Dans un communiqué paru le jour du vote, cette association condamne ainsi un texte qui « pourrait mettre en péril l’écosystème de l’économie numérique en France » en créant « un déficit de confiance vis-à-vis des solutions nationales d’hébergement ».

En réponse à ce qu’elle estime être un danger, l’Asic « demande un moratoire et une évaluation complète des dispositifs de surveillance mis en œuvre par l’Etat ».

L’Etat pourra bientôt géolocaliser les internautes

Cette inquiétude est la même pour la Commission nationale de l’informatique et des libertés (Cnil) qui, dans un communiqué, « déplore de ne pas avoir été saisie des dispositions relatives aux données de connexion ».

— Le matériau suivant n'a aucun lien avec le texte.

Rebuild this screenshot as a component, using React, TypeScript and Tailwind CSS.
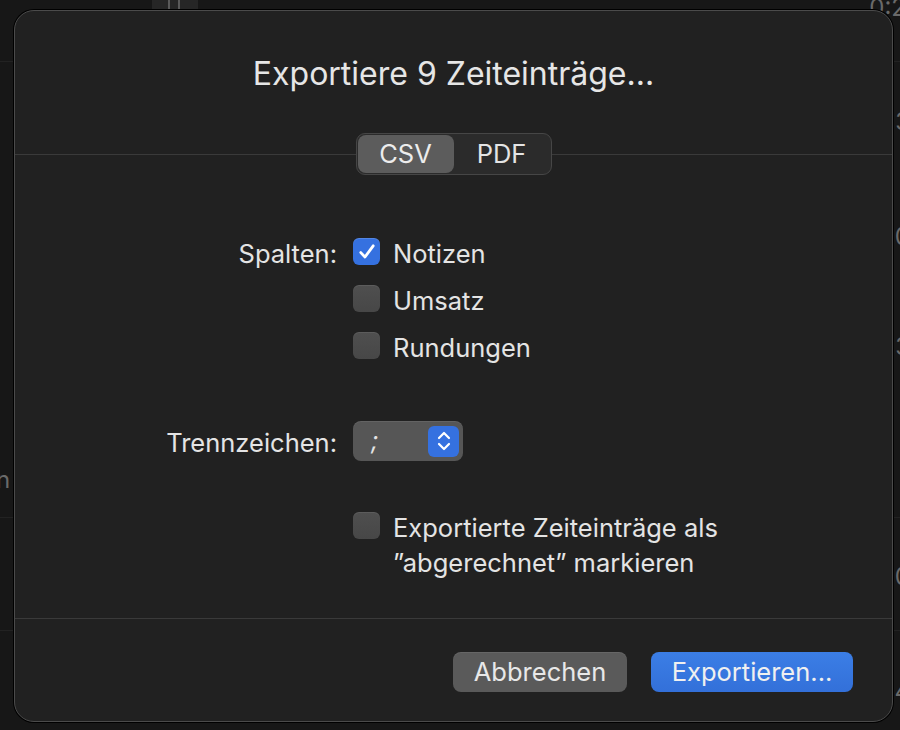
function Checkbox({ checked }: { checked?: boolean }) {
  if (checked) {
    return (
      <div className="w-[27px] h-[27px] shrink-0 rounded-[6px] bg-[#3571e0] flex items-center justify-center shadow-[inset_0_1px_0_rgba(255,255,255,0.15)]">
        <svg width="20" height="20" viewBox="0 0 20 20" fill="none">
          <path d="M3.8 10.6 L8 15 L16.2 3.8" stroke="#ffffff" strokeWidth="2.8" strokeLinecap="round" strokeLinejoin="round" />
        </svg>
      </div>
    );
  }
  return (
    <div className="w-[27px] h-[27px] shrink-0 rounded-[6px] bg-gradient-to-b from-[#4f4f4f] to-[#474747] shadow-[inset_0_1px_0_rgba(255,255,255,0.08)]" />
  );
}

function CheckRow({ label, checked }: { label: string; checked?: boolean }) {
  return (
    <div className="flex items-center gap-[13px] h-[27px]">
      <Checkbox checked={checked} />
      <span className="pt-[4px] text-[25.5px] leading-none">{label}</span>
    </div>
  );
}

export default function App() {
  return (
    <div
      className="relative w-[900px] h-[730px] overflow-hidden bg-[#171717] text-[#e4e4e4]"
      style={{ fontFamily: "Inter, 'Noto Sans', sans-serif" }}
    >
      {/* window behind the sheet */}
      <div className="absolute left-[152px] top-0 w-[46px] h-[10px] bg-[#262626]" />
      <div className="absolute left-[168px] -top-[2px] w-[12px] h-[12px] border-l-2 border-r-2 border-[#5a5a5a]" />
      <div className="absolute right-[-6px] top-[-10px] text-[24px] text-[#6a6a6a]">0:2</div>
      <div className="absolute right-[-10px] top-[104px] text-[24px] text-[#6a6a6a]">3</div>
      <div className="absolute right-[-10px] top-[219px] text-[24px] text-[#6a6a6a]">0</div>
      <div className="absolute right-[-10px] top-[329px] text-[24px] text-[#6a6a6a]">3</div>
      <div className="absolute right-[-10px] top-[444px] text-[24px] text-[#6a6a6a]">1</div>
      <div className="absolute right-[-10px] top-[559px] text-[24px] text-[#6a6a6a]">0</div>
      <div className="absolute right-[-10px] top-[674px] text-[24px] text-[#6a6a6a]">4</div>
      <div className="absolute left-[-4px] top-[462px] text-[24px] text-[#6a6a6a]">n</div>
      <div className="absolute left-0 top-[61px] w-full h-px bg-[#222222]" />
      <div className="absolute left-0 top-[517px] w-full h-px bg-[#222222]" />
      <div className="absolute left-0 top-[630px] w-full h-px bg-[#222222]" />

      {/* sheet */}
      <div className="absolute left-[14px] top-[10px] w-[879px] h-[712px] rounded-[20px] bg-[#212121] border border-[#4b4b4b] shadow-[0_0_0_1px_#000000] flex flex-col">
        <h1 className="pt-[44px] text-center text-[32px] leading-[38px] font-normal text-[#e6e6e6]">
          Exportiere 9 Zeiteinträge...
        </h1>

        <div className="mt-[40px] flex items-center">
          <div className="flex-1 h-px bg-[#3a3a3a]" />
          <div className="flex w-[196px] h-[42px] p-[1px] rounded-[9px] bg-[#2b2b2b] border border-[#464646]">
            <div className="w-[96px] rounded-[8px] bg-[#5c5c5c] flex items-center justify-center text-[25.5px] text-[#ececec]">
              CSV
            </div>
            <div className="flex-1 flex items-center justify-center text-[25.5px] text-[#e4e4e4]">PDF</div>
          </div>
          <div className="flex-1 h-px bg-[#3a3a3a]" />
        </div>

        <div className="mt-[63px] grid grid-cols-[322px_1fr] gap-x-4">
          <div className="h-[27px] pt-[4px] flex items-center justify-end text-[25.5px] leading-none">Spalten:</div>
          <div className="flex flex-col gap-[20px]">
            <CheckRow label="Notizen" checked />
            <CheckRow label="Umsatz" />
            <CheckRow label="Rundungen" />
          </div>

          <div className="mt-[62px] h-[40px] pt-[4px] flex items-center justify-end text-[25.5px] leading-none">Trennzeichen:</div>
          <div className="mt-[62px]">
            <div className="w-[110px] h-[40px] rounded-[8px] bg-[#565656] flex items-center justify-between pl-[18px] pr-[4px] shadow-[inset_0_1px_0_rgba(255,255,255,0.08)]">
              <span className="text-[25px] italic">;</span>
              <div className="w-[31px] h-[31px] rounded-[6px] bg-[#3571e0] flex items-center justify-center">
                <svg width="16" height="24" viewBox="0 0 16 24" fill="none">
                  <path d="M3 9 L8 4 L13 9" stroke="#ffffff" strokeWidth="2.2" strokeLinecap="round" strokeLinejoin="round" />
                  <path d="M3 15 L8 20 L13 15" stroke="#ffffff" strokeWidth="2.2" strokeLinecap="round" strokeLinejoin="round" />
                </svg>
              </div>
            </div>
          </div>

          <div />
          <div className="mt-[51px] flex gap-[13px]">
            <Checkbox />
            <div className="-mt-[2px] text-[25.5px] leading-[35px]">
              Exportierte Zeiteinträge als
              <br />
              ”abgerechnet” markieren
            </div>
          </div>
        </div>

        <div className="mt-auto h-px bg-[#3a3a3a]" />
        <div className="flex justify-end gap-[24px] pt-[33px] pb-[29px] pr-[39px]">
          <button className="w-[174px] h-[40px] rounded-[8px] bg-[#5a5a5a] text-[25.5px] text-[#e8e8e8] shadow-[inset_0_1px_0_rgba(255,255,255,0.08)]">
            Abbrechen
          </button>
          <button className="w-[202px] h-[40px] rounded-[8px] bg-gradient-to-b from-[#3b7ee6] to-[#3370d9] text-[25.5px] text-[#f0f0f0]">
            Exportieren...
          </button>
        </div>
      </div>
    </div>
  );
}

« Le gouvernement doit saisir la Cnil de tout projet relatif à la protection des personnes à l’égard des traitements automatisés », rappelle le communiqué. Or « la Cnil n’a pas été saisie de l’article 13 du projet, qui permet aux services de renseignement des ministères de la Défense, de l’Intérieur, de l’Economie et du ministère en charge du Budget d’accéder aux données conservées par les opérateurs de communications électroniques, les fournisseurs d’accès à Internet et les hébergeurs », indique encore le communiqué.

C’est notamment en raison d’une des finalités du texte que la Commission s’inquiète. En effet, « le projet de loi permet également, dans ces conditions, l’accès aux données de connexion en temps réel, et, par voie de conséquence, notamment, la géolocalisation des terminaux mobiles ».

De nombreux ministères habilités

Il faut dire que ce texte pourrait, s’il était adopté, changer radicalement les méthodes actuelles de surveillance. Si, jusqu’à présent, l’espionnage sur Internet entrait dans le cadre d’une politique de lutte contre le terrorisme uniquement, il en serait tout autrement aujourd’hui.

Le texte est assez flou mais l’on comprend que la recherche d’informations pourra être lancée en invoquant la sécurité nationale, la lutte contre la criminalité ou la délinquance, la reconstitution ou le maintien de groupes dissous etc.

« Néanmoins, explique Gérôme Billois, administrateur du Club français de la sécurité de l’information interrogé par France 24, le point qui fait le plus débat actuellement est qu’il étend à des nouvelles entités la possibilité de demander des collectes de données ». En effet, comme le note la Cnil, plusieurs ministères pourraient désormais être habilités à effectuer des recherches sur des internautes.